**What to produce**
Write the number of lines holding the word "styles", and nothing else.

(Lines of data)

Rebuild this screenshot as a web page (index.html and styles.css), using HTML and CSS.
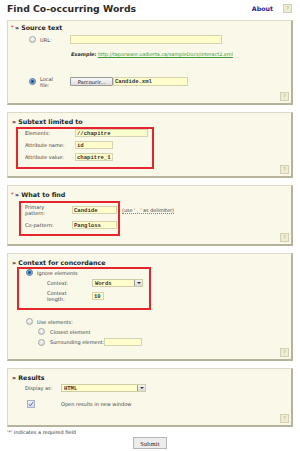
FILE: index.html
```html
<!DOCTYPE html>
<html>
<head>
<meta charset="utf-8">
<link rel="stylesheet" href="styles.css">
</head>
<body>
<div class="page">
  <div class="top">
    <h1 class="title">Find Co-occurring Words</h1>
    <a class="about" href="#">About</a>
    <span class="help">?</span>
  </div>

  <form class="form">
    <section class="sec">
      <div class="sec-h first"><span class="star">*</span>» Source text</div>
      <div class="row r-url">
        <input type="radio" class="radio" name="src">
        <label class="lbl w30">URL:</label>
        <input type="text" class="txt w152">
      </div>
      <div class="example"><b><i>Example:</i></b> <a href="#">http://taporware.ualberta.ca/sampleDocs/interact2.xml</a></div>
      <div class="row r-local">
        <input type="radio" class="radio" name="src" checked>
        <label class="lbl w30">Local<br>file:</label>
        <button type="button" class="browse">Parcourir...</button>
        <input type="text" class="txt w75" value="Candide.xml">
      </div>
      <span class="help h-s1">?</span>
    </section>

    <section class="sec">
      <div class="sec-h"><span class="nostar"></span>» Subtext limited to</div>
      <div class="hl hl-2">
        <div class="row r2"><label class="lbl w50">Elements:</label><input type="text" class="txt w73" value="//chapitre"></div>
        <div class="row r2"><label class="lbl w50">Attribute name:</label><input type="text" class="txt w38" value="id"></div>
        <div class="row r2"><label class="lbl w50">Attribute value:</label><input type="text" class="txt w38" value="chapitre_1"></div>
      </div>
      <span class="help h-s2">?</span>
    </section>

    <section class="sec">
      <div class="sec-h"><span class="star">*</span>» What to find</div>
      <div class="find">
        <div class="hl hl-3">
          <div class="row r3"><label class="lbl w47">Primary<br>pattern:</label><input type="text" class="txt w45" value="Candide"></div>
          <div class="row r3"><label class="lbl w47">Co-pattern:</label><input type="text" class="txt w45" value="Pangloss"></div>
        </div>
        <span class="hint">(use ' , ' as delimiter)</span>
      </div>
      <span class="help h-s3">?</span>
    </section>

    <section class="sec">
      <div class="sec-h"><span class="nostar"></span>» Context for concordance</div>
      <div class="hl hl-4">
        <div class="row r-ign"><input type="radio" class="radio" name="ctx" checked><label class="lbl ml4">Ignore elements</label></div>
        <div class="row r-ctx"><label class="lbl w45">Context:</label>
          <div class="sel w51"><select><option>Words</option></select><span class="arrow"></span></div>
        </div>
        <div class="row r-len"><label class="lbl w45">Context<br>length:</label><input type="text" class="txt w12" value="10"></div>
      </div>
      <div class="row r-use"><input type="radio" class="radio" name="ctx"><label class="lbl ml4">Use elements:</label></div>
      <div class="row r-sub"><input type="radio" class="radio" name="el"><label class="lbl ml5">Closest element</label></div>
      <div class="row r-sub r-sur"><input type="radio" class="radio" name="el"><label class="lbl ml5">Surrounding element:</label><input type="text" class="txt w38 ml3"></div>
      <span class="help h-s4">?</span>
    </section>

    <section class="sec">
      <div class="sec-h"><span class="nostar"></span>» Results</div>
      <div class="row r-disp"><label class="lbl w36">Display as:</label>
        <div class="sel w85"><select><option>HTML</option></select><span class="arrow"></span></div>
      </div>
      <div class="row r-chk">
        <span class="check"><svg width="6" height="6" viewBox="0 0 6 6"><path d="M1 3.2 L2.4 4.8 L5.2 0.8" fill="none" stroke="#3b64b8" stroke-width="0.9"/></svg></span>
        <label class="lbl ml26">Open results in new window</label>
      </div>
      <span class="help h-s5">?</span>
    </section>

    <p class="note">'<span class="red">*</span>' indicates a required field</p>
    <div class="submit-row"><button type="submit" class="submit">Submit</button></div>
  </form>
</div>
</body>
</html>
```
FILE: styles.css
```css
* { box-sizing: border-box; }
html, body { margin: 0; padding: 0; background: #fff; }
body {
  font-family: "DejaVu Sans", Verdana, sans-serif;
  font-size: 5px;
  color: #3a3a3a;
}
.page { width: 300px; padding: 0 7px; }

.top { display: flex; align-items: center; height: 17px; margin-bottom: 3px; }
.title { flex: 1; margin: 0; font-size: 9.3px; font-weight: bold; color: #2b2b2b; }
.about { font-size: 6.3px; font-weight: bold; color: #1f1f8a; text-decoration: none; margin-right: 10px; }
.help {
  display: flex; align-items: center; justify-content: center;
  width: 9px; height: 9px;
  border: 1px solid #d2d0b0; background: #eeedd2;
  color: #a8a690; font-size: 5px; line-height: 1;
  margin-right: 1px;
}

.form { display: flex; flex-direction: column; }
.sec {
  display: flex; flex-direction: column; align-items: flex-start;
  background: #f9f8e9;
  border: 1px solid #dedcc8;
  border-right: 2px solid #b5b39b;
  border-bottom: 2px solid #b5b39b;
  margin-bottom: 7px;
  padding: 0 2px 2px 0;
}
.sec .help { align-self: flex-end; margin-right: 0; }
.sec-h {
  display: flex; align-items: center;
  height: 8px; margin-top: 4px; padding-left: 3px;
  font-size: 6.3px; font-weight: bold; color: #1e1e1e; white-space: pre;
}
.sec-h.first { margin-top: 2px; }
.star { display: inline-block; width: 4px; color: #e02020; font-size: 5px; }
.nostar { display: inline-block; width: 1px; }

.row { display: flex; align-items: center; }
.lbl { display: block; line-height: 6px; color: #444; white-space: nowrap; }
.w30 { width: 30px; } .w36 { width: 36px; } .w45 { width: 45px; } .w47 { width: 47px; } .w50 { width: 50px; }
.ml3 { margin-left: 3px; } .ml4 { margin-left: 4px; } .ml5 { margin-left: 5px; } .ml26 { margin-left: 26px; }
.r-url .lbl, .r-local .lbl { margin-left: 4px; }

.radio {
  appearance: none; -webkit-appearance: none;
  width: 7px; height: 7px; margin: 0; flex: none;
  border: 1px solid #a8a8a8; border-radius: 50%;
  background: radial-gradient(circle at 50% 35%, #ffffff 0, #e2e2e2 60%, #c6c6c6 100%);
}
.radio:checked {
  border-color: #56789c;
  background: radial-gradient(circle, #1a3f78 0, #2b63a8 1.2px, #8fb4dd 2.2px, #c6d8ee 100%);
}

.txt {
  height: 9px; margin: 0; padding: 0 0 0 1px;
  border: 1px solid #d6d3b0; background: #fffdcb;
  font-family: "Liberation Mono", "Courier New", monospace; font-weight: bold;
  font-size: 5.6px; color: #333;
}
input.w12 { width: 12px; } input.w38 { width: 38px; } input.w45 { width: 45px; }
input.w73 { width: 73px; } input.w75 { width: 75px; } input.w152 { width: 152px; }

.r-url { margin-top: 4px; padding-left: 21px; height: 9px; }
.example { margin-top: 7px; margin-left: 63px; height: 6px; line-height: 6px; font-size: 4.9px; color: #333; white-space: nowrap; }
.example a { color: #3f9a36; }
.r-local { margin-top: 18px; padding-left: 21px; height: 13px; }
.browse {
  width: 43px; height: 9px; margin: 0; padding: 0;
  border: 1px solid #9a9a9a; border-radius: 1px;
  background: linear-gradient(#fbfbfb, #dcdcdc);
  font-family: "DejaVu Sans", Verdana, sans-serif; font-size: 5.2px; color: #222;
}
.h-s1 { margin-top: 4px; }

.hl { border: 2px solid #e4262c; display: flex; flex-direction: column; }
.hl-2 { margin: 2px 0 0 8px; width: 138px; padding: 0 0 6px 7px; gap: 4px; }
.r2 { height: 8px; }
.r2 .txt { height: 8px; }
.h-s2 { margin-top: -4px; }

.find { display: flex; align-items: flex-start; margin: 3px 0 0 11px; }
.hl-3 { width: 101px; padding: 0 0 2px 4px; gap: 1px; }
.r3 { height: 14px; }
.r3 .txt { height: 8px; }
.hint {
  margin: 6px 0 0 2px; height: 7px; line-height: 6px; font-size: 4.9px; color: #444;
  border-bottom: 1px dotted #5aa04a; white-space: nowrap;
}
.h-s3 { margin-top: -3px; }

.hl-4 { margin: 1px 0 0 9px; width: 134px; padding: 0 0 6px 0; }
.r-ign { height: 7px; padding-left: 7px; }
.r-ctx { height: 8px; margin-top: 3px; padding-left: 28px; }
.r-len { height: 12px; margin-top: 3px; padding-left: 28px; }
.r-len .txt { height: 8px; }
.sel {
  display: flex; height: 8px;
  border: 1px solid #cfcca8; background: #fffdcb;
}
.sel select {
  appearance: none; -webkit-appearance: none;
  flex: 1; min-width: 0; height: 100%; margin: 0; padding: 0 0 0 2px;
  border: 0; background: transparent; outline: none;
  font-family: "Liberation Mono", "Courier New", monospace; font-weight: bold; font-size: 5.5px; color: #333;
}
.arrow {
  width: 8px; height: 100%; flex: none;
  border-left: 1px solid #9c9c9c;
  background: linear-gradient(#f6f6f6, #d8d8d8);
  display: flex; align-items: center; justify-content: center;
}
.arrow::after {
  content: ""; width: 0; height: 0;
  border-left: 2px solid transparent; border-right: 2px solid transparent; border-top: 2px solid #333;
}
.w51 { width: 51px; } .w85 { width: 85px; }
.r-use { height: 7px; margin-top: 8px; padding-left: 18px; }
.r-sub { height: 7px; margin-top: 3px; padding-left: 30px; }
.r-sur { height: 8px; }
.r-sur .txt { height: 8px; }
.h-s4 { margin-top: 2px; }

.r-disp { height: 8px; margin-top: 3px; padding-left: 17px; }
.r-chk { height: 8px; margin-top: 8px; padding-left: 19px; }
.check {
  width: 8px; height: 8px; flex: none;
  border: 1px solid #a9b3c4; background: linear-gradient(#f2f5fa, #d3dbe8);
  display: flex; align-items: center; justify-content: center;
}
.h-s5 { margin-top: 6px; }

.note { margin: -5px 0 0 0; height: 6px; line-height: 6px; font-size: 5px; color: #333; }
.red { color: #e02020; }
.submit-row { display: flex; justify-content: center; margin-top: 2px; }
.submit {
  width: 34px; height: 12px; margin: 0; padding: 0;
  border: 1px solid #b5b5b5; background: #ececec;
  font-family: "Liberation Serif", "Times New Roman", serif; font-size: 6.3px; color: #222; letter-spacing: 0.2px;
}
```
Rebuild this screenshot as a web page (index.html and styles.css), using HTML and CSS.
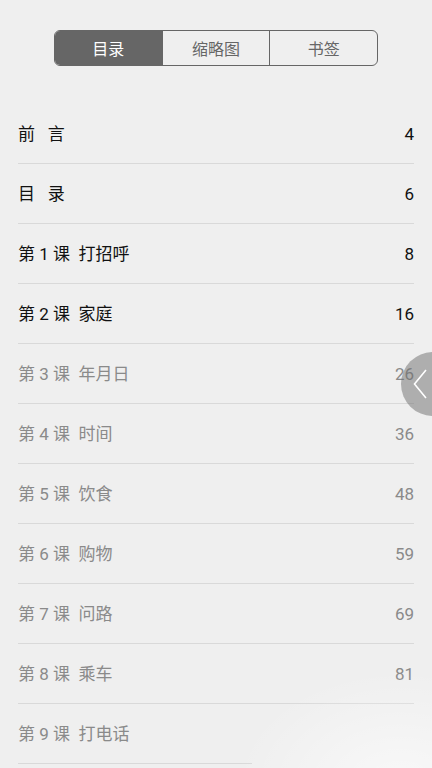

**Finished task**
4